◆ What you have to do ◆
Beneath this task is a listing; retype all of it exactly.

◆ Source excerpt ◆

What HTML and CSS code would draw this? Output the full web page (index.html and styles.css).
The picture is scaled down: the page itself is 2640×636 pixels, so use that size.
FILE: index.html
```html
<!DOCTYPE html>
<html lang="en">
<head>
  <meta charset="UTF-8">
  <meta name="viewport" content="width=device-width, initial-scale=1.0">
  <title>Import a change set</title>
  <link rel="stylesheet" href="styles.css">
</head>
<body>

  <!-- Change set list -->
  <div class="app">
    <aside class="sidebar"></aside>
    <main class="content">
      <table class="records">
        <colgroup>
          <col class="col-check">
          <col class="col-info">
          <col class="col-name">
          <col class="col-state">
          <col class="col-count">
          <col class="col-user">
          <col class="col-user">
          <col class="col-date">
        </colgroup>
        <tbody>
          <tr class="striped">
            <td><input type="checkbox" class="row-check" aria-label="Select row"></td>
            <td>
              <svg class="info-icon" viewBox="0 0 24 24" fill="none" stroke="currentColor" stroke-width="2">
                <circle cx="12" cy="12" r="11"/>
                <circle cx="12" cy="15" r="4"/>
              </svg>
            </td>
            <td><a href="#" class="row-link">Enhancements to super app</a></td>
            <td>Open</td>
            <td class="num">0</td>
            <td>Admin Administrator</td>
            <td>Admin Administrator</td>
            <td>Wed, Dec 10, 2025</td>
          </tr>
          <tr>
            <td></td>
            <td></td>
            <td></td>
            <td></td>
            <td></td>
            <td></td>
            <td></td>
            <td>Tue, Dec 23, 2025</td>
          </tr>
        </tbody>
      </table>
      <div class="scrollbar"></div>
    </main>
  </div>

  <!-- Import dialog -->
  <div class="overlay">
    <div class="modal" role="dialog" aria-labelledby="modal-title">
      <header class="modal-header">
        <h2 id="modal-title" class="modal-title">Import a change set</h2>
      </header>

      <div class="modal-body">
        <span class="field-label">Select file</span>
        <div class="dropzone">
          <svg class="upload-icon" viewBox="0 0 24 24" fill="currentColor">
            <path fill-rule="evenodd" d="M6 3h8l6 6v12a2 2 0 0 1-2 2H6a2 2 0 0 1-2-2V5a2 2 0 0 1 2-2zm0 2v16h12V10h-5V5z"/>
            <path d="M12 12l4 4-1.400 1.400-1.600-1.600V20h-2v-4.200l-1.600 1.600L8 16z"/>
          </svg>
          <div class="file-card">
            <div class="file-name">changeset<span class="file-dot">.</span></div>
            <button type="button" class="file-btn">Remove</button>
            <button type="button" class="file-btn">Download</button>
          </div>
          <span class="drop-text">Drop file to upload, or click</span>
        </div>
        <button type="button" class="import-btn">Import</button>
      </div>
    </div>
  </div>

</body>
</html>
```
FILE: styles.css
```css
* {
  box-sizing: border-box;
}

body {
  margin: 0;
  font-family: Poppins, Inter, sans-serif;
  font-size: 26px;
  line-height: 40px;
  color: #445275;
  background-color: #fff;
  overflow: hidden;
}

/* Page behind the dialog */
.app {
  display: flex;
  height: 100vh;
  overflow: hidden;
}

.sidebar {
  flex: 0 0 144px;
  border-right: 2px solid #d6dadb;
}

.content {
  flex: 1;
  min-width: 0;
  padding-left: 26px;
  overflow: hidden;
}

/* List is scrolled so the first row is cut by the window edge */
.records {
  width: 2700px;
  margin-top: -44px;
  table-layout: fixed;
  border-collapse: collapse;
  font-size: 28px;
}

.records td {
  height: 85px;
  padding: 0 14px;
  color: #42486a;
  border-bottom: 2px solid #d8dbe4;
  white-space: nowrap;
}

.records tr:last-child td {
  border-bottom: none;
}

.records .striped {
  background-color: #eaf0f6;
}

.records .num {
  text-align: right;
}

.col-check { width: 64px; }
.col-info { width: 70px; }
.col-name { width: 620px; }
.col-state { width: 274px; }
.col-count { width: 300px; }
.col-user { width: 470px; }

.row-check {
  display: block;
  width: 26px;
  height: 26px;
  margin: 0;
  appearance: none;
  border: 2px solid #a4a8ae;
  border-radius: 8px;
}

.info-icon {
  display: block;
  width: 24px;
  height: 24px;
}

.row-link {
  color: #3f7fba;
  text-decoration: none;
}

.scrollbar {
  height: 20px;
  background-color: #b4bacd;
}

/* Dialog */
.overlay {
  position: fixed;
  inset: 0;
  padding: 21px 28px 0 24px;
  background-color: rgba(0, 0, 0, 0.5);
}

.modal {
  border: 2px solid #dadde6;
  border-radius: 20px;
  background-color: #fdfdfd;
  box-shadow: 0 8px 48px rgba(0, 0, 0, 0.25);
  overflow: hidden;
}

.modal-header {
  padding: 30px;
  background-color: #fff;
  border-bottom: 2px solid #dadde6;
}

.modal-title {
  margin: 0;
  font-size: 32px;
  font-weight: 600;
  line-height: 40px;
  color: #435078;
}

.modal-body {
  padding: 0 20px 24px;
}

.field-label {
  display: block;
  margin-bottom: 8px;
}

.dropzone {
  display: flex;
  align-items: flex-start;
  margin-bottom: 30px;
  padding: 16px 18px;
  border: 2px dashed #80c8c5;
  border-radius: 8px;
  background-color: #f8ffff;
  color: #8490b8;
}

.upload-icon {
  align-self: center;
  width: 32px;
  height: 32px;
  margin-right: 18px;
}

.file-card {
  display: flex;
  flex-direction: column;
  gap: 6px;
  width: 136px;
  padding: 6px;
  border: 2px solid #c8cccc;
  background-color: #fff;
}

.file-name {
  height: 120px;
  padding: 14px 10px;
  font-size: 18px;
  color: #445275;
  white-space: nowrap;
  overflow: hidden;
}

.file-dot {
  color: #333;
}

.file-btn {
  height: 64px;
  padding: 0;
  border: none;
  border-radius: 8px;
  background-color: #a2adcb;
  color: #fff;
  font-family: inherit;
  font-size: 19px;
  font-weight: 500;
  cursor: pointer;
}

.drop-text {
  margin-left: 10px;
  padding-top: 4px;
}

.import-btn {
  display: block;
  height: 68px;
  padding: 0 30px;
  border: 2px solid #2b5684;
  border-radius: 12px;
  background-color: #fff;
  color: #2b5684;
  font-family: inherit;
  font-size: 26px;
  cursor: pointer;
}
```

◆ Output ◆
What HTML and CSS code would draw this? Output the full web page (index.html and styles.css).
The picture is scaled down: the page itself is 2640×636 pixels, so use that size.
FILE: index.html
```html
<!DOCTYPE html>
<html lang="en">
<head>
  <meta charset="UTF-8">
  <meta name="viewport" content="width=device-width, initial-scale=1.0">
  <title>Import a change set</title>
  <link rel="stylesheet" href="styles.css">
</head>
<body>

  <!-- Change set list -->
  <div class="app">
    <aside class="sidebar"></aside>
    <main class="content">
      <table class="records">
        <colgroup>
          <col class="col-check">
          <col class="col-info">
          <col class="col-name">
          <col class="col-state">
          <col class="col-count">
          <col class="col-user">
          <col class="col-user">
          <col class="col-date">
        </colgroup>
        <tbody>
          <tr class="striped">
            <td><input type="checkbox" class="row-check" aria-label="Select row"></td>
            <td>
              <svg class="info-icon" viewBox="0 0 24 24" fill="none" stroke="currentColor" stroke-width="2">
                <circle cx="12" cy="12" r="11"/>
                <circle cx="12" cy="15" r="4"/>
              </svg>
            </td>
            <td><a href="#" class="row-link">Enhancements to super app</a></td>
            <td>Open</td>
            <td class="num">0</td>
            <td>Admin Administrator</td>
            <td>Admin Administrator</td>
            <td>Wed, Dec 10, 2025</td>
          </tr>
          <tr>
            <td></td>
            <td></td>
            <td></td>
            <td></td>
            <td></td>
            <td></td>
            <td></td>
            <td>Tue, Dec 23, 2025</td>
          </tr>
        </tbody>
      </table>
      <div class="scrollbar"></div>
    </main>
  </div>

  <!-- Import dialog -->
  <div class="overlay">
    <div class="modal" role="dialog" aria-labelledby="modal-title">
      <header class="modal-header">
        <h2 id="modal-title" class="modal-title">Import a change set</h2>
      </header>

      <div class="modal-body">
        <span class="field-label">Select file</span>
        <div class="dropzone">
          <svg class="upload-icon" viewBox="0 0 24 24" fill="currentColor">
            <path fill-rule="evenodd" d="M6 3h8l6 6v12a2 2 0 0 1-2 2H6a2 2 0 0 1-2-2V5a2 2 0 0 1 2-2zm0 2v16h12V10h-5V5z"/>
            <path d="M12 12l4 4-1.400 1.400-1.600-1.600V20h-2v-4.200l-1.600 1.600L8 16z"/>
          </svg>
          <div class="file-card">
            <div class="file-name">changeset<span class="file-dot">.</span></div>
            <button type="button" class="file-btn">Remove</button>
            <button type="button" class="file-btn">Download</button>
          </div>
          <span class="drop-text">Drop file to upload, or click</span>
        </div>
        <button type="button" class="import-btn">Import</button>
      </div>
    </div>
  </div>

</body>
</html>
```
FILE: styles.css
```css
* {
  box-sizing: border-box;
}

body {
  margin: 0;
  font-family: Poppins, Inter, sans-serif;
  font-size: 26px;
  line-height: 40px;
  color: #445275;
  background-color: #fff;
  overflow: hidden;
}

/* Page behind the dialog */
.app {
  display: flex;
  height: 100vh;
  overflow: hidden;
}

.sidebar {
  flex: 0 0 144px;
  border-right: 2px solid #d6dadb;
}

.content {
  flex: 1;
  min-width: 0;
  padding-left: 26px;
  overflow: hidden;
}

/* List is scrolled so the first row is cut by the window edge */
.records {
  width: 2700px;
  margin-top: -44px;
  table-layout: fixed;
  border-collapse: collapse;
  font-size: 28px;
}

.records td {
  height: 85px;
  padding: 0 14px;
  color: #42486a;
  border-bottom: 2px solid #d8dbe4;
  white-space: nowrap;
}

.records tr:last-child td {
  border-bottom: none;
}

.records .striped {
  background-color: #eaf0f6;
}

.records .num {
  text-align: right;
}

.col-check { width: 64px; }
.col-info { width: 70px; }
.col-name { width: 620px; }
.col-state { width: 274px; }
.col-count { width: 300px; }
.col-user { width: 470px; }

.row-check {
  display: block;
  width: 26px;
  height: 26px;
  margin: 0;
  appearance: none;
  border: 2px solid #a4a8ae;
  border-radius: 8px;
}

.info-icon {
  display: block;
  width: 24px;
  height: 24px;
}

.row-link {
  color: #3f7fba;
  text-decoration: none;
}

.scrollbar {
  height: 20px;
  background-color: #b4bacd;
}

/* Dialog */
.overlay {
  position: fixed;
  inset: 0;
  padding: 21px 28px 0 24px;
  background-color: rgba(0, 0, 0, 0.5);
}

.modal {
  border: 2px solid #dadde6;
  border-radius: 20px;
  background-color: #fdfdfd;
  box-shadow: 0 8px 48px rgba(0, 0, 0, 0.25);
  overflow: hidden;
}

.modal-header {
  padding: 30px;
  background-color: #fff;
  border-bottom: 2px solid #dadde6;
}

.modal-title {
  margin: 0;
  font-size: 32px;
  font-weight: 600;
  line-height: 40px;
  color: #435078;
}

.modal-body {
  padding: 0 20px 24px;
}

.field-label {
  display: block;
  margin-bottom: 8px;
}

.dropzone {
  display: flex;
  align-items: flex-start;
  margin-bottom: 30px;
  padding: 16px 18px;
  border: 2px dashed #80c8c5;
  border-radius: 8px;
  background-color: #f8ffff;
  color: #8490b8;
}

.upload-icon {
  align-self: center;
  width: 32px;
  height: 32px;
  margin-right: 18px;
}

.file-card {
  display: flex;
  flex-direction: column;
  gap: 6px;
  width: 136px;
  padding: 6px;
  border: 2px solid #c8cccc;
  background-color: #fff;
}

.file-name {
  height: 120px;
  padding: 14px 10px;
  font-size: 18px;
  color: #445275;
  white-space: nowrap;
  overflow: hidden;
}

.file-dot {
  color: #333;
}

.file-btn {
  height: 64px;
  padding: 0;
  border: none;
  border-radius: 8px;
  background-color: #a2adcb;
  color: #fff;
  font-family: inherit;
  font-size: 19px;
  font-weight: 500;
  cursor: pointer;
}

.drop-text {
  margin-left: 10px;
  padding-top: 4px;
}

.import-btn {
  display: block;
  height: 68px;
  padding: 0 30px;
  border: 2px solid #2b5684;
  border-radius: 12px;
  background-color: #fff;
  color: #2b5684;
  font-family: inherit;
  font-size: 26px;
  cursor: pointer;
}
```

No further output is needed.